If you're in HR, a Chief Human Capital Officer's office, or a budget office at a federal agency: The Fund is worth pursuing if your agency hasn't submitted a plan — it represents real additional compensation dollars for your workforce that your agency would otherwise forgo. OPM's approval process for the plan is substantive: the eight elements aren't checkboxes but require demonstrated infrastructure. Agencies that have successfully gotten plans approved cite investing time in manager training on performance differentiation (not just rating everyone "Fully Successful") and building a documented employee input process as the keys to OPM approval. The 10% competitive reserve for high-quality plans means a genuinely strong HR system earns proportionally more than payroll share alone would deliver. Given DOGE-era workforce restructuring pressures, the Fund also provides a legal mechanism to increase compensation for identifiable high performers without creating new positions or adjusting base pay scales.

If you're a federal manager or supervisor deciding which employees to nominate: The Fund's constraint is that it is designed to recognize genuinely differentiated performance — the statute requires merit-based selection, and OPM audits agency distributions to ensure that "merit" isn't being used as cover for favoritism. Practically, this means you need documented performance records that support the distinction between a nominated employee and a non-nominated one. The 15% cap means you cannot nominate your whole team; you are being asked to make distinctions. Courts and agency grievance procedures have generally upheld management discretion in these selections when documentation is adequate — but nominations based on seniority, supervisory relationships, or categories unrelated to mission-critical performance performance have been successfully challenged in a few cases.

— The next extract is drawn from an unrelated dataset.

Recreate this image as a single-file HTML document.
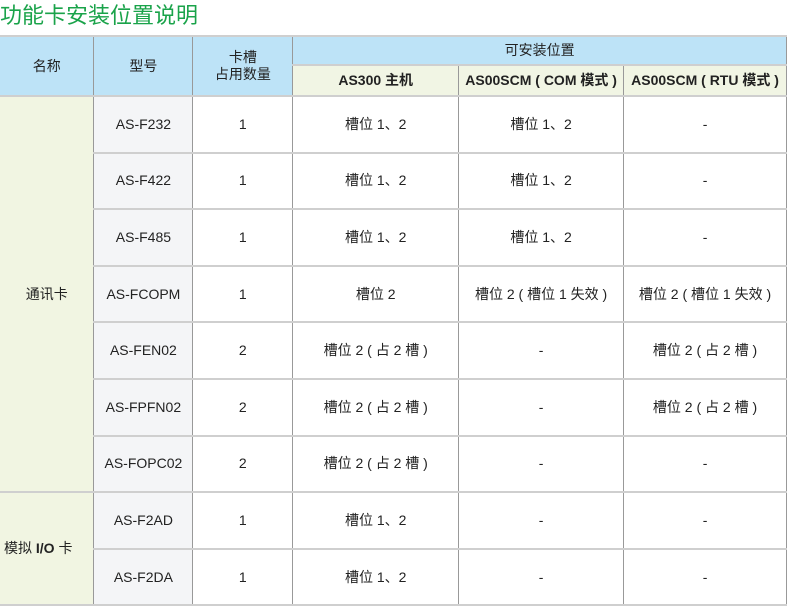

If you're a federal workforce policy analyst watching DOGE and civil service restructuring: The Human Capital Performance Fund and the DOGE-driven reduction in force represent fundamentally incompatible theories of government management. HCPF assumes that identifying and financially rewarding top performers produces better government outcomes and improves retention of high-quality employees. DOGE's early-2025 buyout approach offered the same financial incentive to every employee regardless of performance — and RIF notices went to career employees with HCPF-level track records alongside marginal performers. The result is a natural experiment in which theory wins: if high performers disproportionately took buyouts (as many workforce economists predicted, because high performers have better outside options), the remaining workforce after DOGE reductions may be less capable than the pre-reduction workforce, even at smaller size. OPM's ability to track this through HCPF plan performance data — agencies must report on how payments affected performance — is one of the few longitudinal data sources that might shed light on the actual productivity consequences.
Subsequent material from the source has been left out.